Die Sonntagsfrage

Konnten Sie die Stammkunden halten, Herr Palent?

9. Januar 2022
Redaktion Börsenblatt

Die traditionsreiche Buchhandlung Knesebeck Elf von Leo Baumann in Berlin-Charlottenburg konnte gerettet werden – Felix Palent hat übernommen und im Oktober wiedereröffnet. Wie ist das, wenn man in so besondere Fußstapfen tritt? Was hat Palent von Baumann übernommen, welche Neuerungen gibt es mit ihm bei Knesebeck Elf? Und wie finden die Charlottenburger das? Antworten von Felix Palent.

Gewiss, das Format dieser Buchhandlung war immer ein außergewöhnliches. Nicht nur die Philosophen Slavoj Zizek und Rüdiger Safranski haben das öffentlich bezeugt, auch in vielen Gesprächen, die ich jetzt führe, klingen der literarische wie philosophische Ehrgeiz und die unkonventionelle Art von Leo Baumann an. Ja, die Herausforderung ist eine große, auch weil dieses Berliner Kulturerbe ein bisschen in die Jahre gekommen war.

Zentrum der Knesebeck Elf ist nach wie vor die Literatur, von Goethe über Gaddis bis Goldhorn, von bibliophilen Raritäten in Leder über attraktiv gestaltete Hardcover-Ausgaben bis hin zum Taschenbuch - alles ist vorhanden, in Bewegung und dabei sich gegenseitig zu inspirieren. Gleiches gilt für Sachbücher und 22 Meter Philosophie, deren Sortiment ich um einige Namen erweitert habe. Neu hinzugekommen ist viel Platz für ausgewählte Kinder- und Jugendbücher sowie ein Bereich für Grafische Literatur.

Manche Traditionslinie aber versiegt auch

Sogar einen neuen Raum haben wir zugänglich gemacht, der früher als Büro genutzt wurde. In diesem "Leo Baumann-Salon" finden sich bibliophile Besonderheiten und - von Oktober bis Januar - auch die berühmten Adventskalender. Nach denen wurde ich im Übrigen am allermeisten gefragt, auch im Juni, bei 36 Grad im Schatten: "Kehren denn auch die Adventskalender zurück?"

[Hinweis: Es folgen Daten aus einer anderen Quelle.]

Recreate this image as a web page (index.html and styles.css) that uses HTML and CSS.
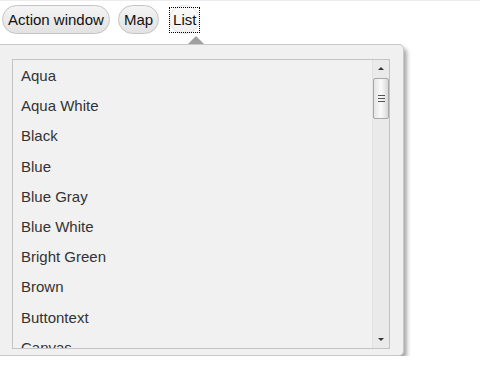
FILE: index.html
```html
<!DOCTYPE html>
<html lang="en">
<head>
    <meta charset="UTF-8">
    <title>List</title>
    <link rel="stylesheet" href="styles.css">
</head>
<body>
    <div class="toolbar">
        <button class="pill">Action window</button>
        <button class="pill">Map</button>
        <button class="pill active">List</button>
    </div>

    <div class="popup">
        <span class="pointer"></span>
        <div class="listbox">
            <ul class="items">
                <li>Aqua</li>
                <li>Aqua White</li>
                <li>Black</li>
                <li>Blue</li>
                <li>Blue Gray</li>
                <li>Blue White</li>
                <li>Bright Green</li>
                <li>Brown</li>
                <li>Buttontext</li>
                <li>Canvas</li>
            </ul>
            <div class="scrollbar">
                <span class="arrow up"></span>
                <div class="track">
                    <div class="thumb">
                        <span></span><span></span><span></span>
                    </div>
                </div>
                <span class="arrow down"></span>
            </div>
        </div>
    </div>
</body>
</html>
```

FILE: styles.css
```css
body {
    font-family: 'Liberation Sans', Arial, sans-serif;
    margin: 0;
    padding: 0;
    background-color: #fff;
    border-top: 1px solid #ececec;
}

.toolbar {
    display: flex;
    gap: 8px;
    padding: 4px 0 0 2px;
    height: 29px;
}

.pill {
    font-family: inherit;
    font-size: 15px;
    color: #111;
    height: 29px;
    padding: 0 5px;
    border: 1px solid #c4c4c4;
    border-radius: 15px;
    background: linear-gradient(#f4f4f4, #e2e2e2);
}

.pill.active {
    position: relative;
    margin-left: 2px;
    padding: 0 3px;
    border-color: #e4e4e4;
    background: linear-gradient(#fafafa, #f0f0f0);
}

.pill.active::after {
    content: "";
    position: absolute;
    top: 1px;
    left: -1px;
    right: -1px;
    bottom: 0;
    border: 1px dotted #000;
}

.popup {
    position: relative;
    margin-top: 10px;
    width: 378px;
    padding: 14px 13px 6px 12px;
    background-color: #f0f0f0;
    border: 1px solid #c8c8c8;
    border-left: none;
    border-radius: 0 5px 5px 0;
    box-shadow: 3px 4px 4px rgba(0, 0, 0, 0.35);
}

.pointer {
    position: absolute;
    top: -9px;
    left: 188px;
    border-left: 8px solid transparent;
    border-right: 8px solid transparent;
    border-bottom: 8px solid #a0a0a0;
}

.listbox {
    display: flex;
    height: 288px;
    border: 1px solid #c4c4c4;
    background-color: #f1f1f1;
    overflow: hidden;
}

.items {
    flex: 1;
    list-style: none;
    margin: 0;
    padding: 1px 0 0 8px;
}

.items li {
    height: 30.2px;
    line-height: 30px;
    font-size: 15px;
    color: #333;
}

.scrollbar {
    width: 16px;
    display: flex;
    flex-direction: column;
    border-left: 1px solid #e2e2e2;
    background-color: #eaeaea;
}

.arrow {
    height: 17px;
    display: flex;
    justify-content: center;
    align-items: center;
}

.arrow::before {
    content: "";
    border-left: 3px solid transparent;
    border-right: 3px solid transparent;
}

.arrow.up::before {
    border-bottom: 3px solid #333;
}

.arrow.down::before {
    border-top: 3px solid #333;
}

.track {
    flex: 1;
}

.thumb {
    margin: 1px 0 0 0;
    height: 39px;
    border: 1px solid #a8a8a8;
    border-radius: 2px;
    background: linear-gradient(to right, #e4e4e4, #fafafa 50%, #d8d8d8);
    display: flex;
    flex-direction: column;
    justify-content: center;
    align-items: center;
    gap: 2px;
}

.thumb span {
    width: 7px;
    height: 1px;
    background-color: #555;
}
```
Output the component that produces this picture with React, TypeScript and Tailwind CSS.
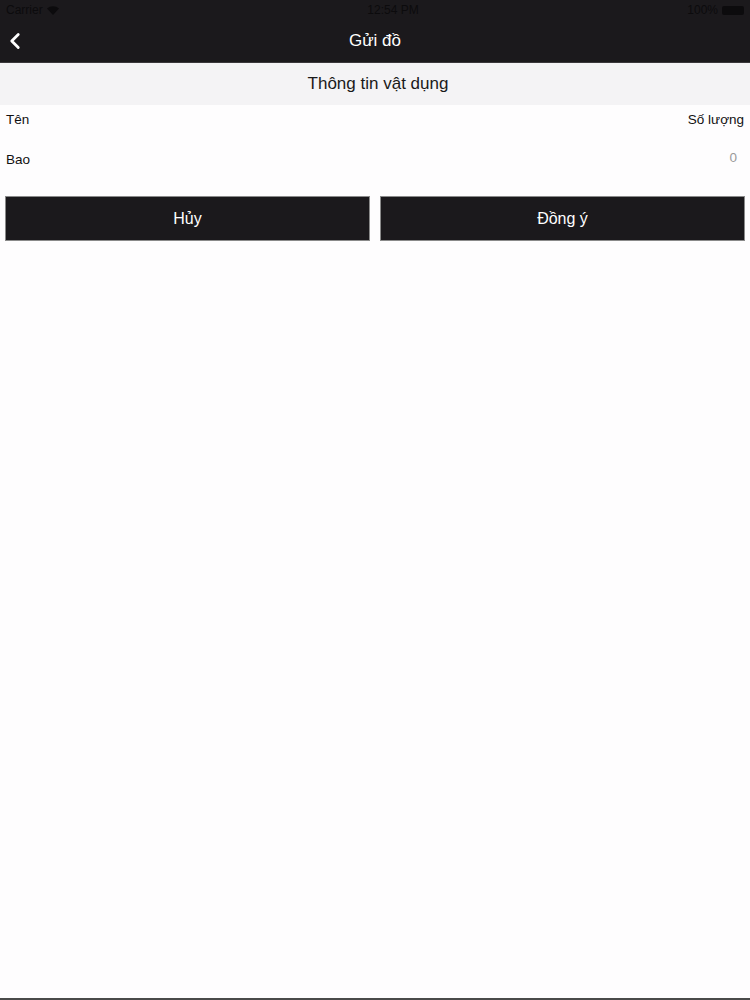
import { ChevronLeft } from "lucide-react";

export default function App() {
  return (
    <div className="h-[1000px] flex flex-col bg-[#fefdfe] font-['Helvetica','Liberation_Sans',sans-serif] border-b-2 border-[#4a4a4a]">
      <div className="bg-[#1b191c] border-b border-[#3a383b]">
        <div className="h-5 px-[6px] flex items-center justify-between text-[12px] text-[#0c0b0d]">
          <div className="flex items-center gap-1">
            <span>Carrier</span>
            <svg width="12" height="9" viewBox="0 0 12 9" fill="#0c0b0d">
              <path d="M6 9L0 2.5a9 9 0 0 1 12 0z" />
            </svg>
          </div>
          <span className="pl-10">12:54 PM</span>
          <div className="flex items-center gap-1">
            <span>100%</span>
            <div className="w-[22px] h-[9px] bg-[#0c0b0d] rounded-[2px]" />
          </div>
        </div>
        <div className="h-[42px] relative flex items-center justify-center">
          <ChevronLeft className="absolute left-[2px] w-[26px] h-[26px] text-white" strokeWidth={2.6} />
          <span className="text-white text-[17px]">Gửi đồ</span>
        </div>
      </div>

      <div className="h-[42px] bg-[#f4f3f5] flex items-center justify-center text-[17px] text-[#1a1a1a] pl-[6px]">
        Thông tin vật dụng
      </div>

      <div className="px-[6px] pt-[5px] flex justify-between text-[13.5px] text-[#111]">
        <span>Tên</span>
        <span>Số lượng</span>
      </div>
      <div className="px-[6px] mt-[20px] flex justify-between items-center text-[13.5px] text-[#111]">
        <span>Bao</span>
        <span className="text-[#9a9a9a] pr-[7px] -mt-[5px]">0</span>
      </div>

      <div className="px-[5px] mt-[25px] grid grid-cols-2 gap-[10px]">
        <button className="h-[45px] pt-[2px] bg-[#1b191c] border border-[#8a8a8a] text-white text-[16px]">Hủy</button>
        <button className="h-[45px] pt-[2px] bg-[#1b191c] border border-[#8a8a8a] text-white text-[16px]">Đồng ý</button>
      </div>
    </div>
  );
}
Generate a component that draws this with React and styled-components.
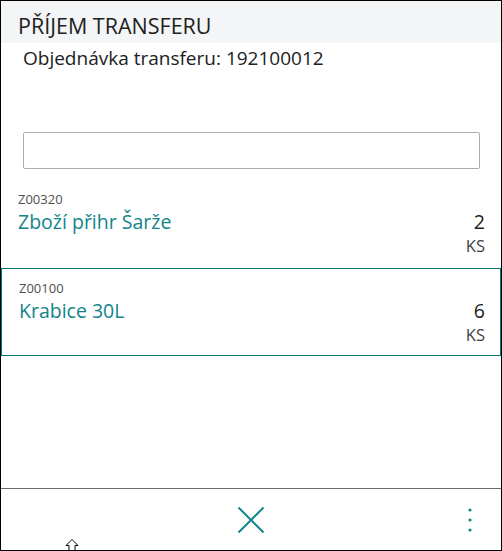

Manche Traditionslinie aber versiegt auch: Die Theologie und das moderne Antiquariat fortzuführen sehe ich mich nicht imstande, und für die berühmte Knesebeck Elf-Tüte, die aus so beständiger, fester Plastik war, das sie einfach für alles genutzt werden konnte, fehlt mir schlichtweg eine zündende Idee, wie dieses ikonographische Symbol wiederaufgenommen werden könnte.

Wir sehen immer wieder überraschte Gesten, ein Staunen über den lichten Raum, den ich aus dieser Bücherhöhle gemacht habe. Das ist schon ein Schock für viele Kunden, zurecht.

Es ist also viel Ähnlichkeit in diesen beiden Versionen der Knesebeck Elf, nur ist das auf den ersten Blick nicht unbedingt zu erkennen. Wir sehen immer wieder überraschte Gesten, ein Staunen über den lichten Raum, den ich aus dieser Bücherhöhle gemacht habe. Das ist schon ein Schock für viele Kunden, zurecht. Und manch einer verlässt das Geschäft direkt wieder kopfschüttelnd, schweigend. Sehr viele allerdings nehmen sich Zeit, sichten das Sortiment und erkennen in der Veränderung auch eine Beständigkeit, entdecken altbekannte Namen wieder, die eben nun andere Nachbarn bekommen haben.

Die Ouvertüre der ersten zwei Monate liegt hinter uns. Es war und ist eine herausfordernde Zeit für eine Neuerscheinung, wir hatten Mut und werden uns weiterhin viel zutrauen. Wenn nur, ja wenn nur diese vermaledeite Zeit der Einschränkungen endlich vorüber wäre... Bis dahin bleibt mir nur der Wunsch, dass AutorInnen und Verlage uns bitte mit möglichst vielen ziemlich guten Büchern bereichern möchten, denn darum geht es doch: Dass die Literatur lebendig bleibt.